The historical foundation of In the Shadow of the Beast is set during a period of escalating volatility within the Carolingian Empire, as the Norse presence shifted from sporadic coastal raiding to a structural reality of the Frankish landscape along the Loire. The narrative picks up in 838 AD, a pivotal year following the death of a certain King Horic I of Denmark, which left Viking warbands in Frankia increasingly autonomous and prone to intense internal power struggles. This setting allows the story to explore the “nodal system” of Viking expansion, in which leaders like Hasting focused on controlling specific trade centers and river junctions rather than vast territories to secure economic and political leverage. The novel follows Hasting as he navigates the complex political web of the Loire River Valley, a region where Viking, Frankish, and Breton interests collided amid a landscape of opportunistic, shifting alliances. Historically, this era was marked by institutional adaptations, such as the monks of Noirmoutier being compelled to fortify their castrum and, in 836 AD, eventually abandoning their island home for the relative safety of the mainland due to frequent, persistent raids.

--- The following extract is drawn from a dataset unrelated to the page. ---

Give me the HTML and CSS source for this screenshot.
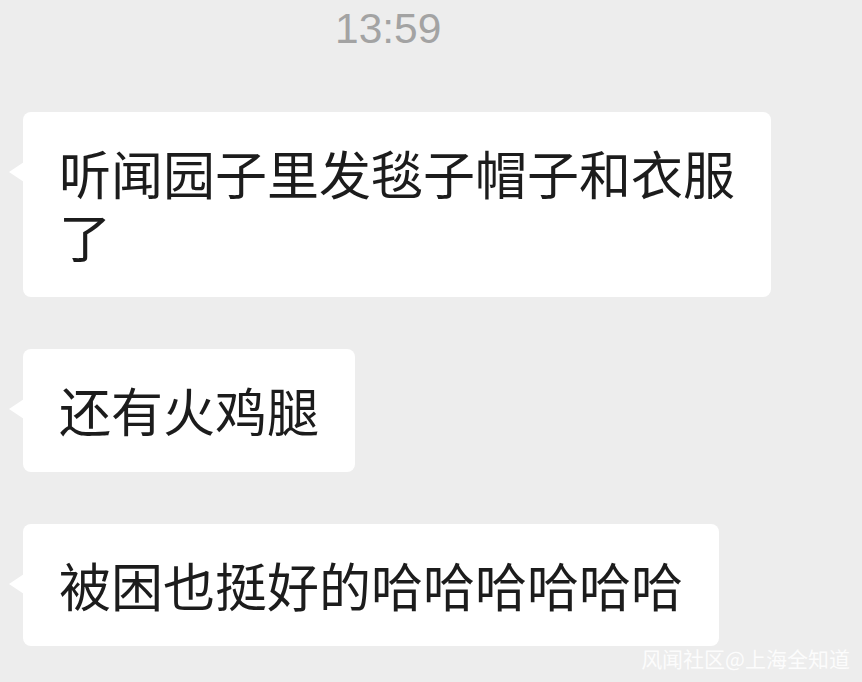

By placing Hasting at the center of these shifts, the narrative aligns with eleventh-century accounts by Raoul Glaber, the Annals of St. Bertin, the Annals of Angoulême, and the Cartulary of Redon, which depict Hasting as a regular regional actor capable of manipulating both pagan and Christian factions for his own ends. The story delves into the “mindscape” of the ninth-century Northmen, where acquiring social capital and silver was as much about proving a leader’s drengskapr, or honor, as it was about immediate territorial gain. As Hasting’s following grows, the book mirrors the historical transition into a period of systematic exploitation, in which Norse warbands used strategic terror and the extraction of Danegeld to paralyze their enemies, effectively turning the waterways of the west into corridors of Viking influence. This interpretation of Hasting’s origins draws on modern scholarship to place him at the center of the region’s formative politics, weaving him into the foundational struggles of the ninth-century Breton and Frankish nobility. Through this lens, the narrative establishes the deep-seated regional ties that explain his frequent and persistent presence in the Loire and Brittany throughout the remainder of the tumultuous century.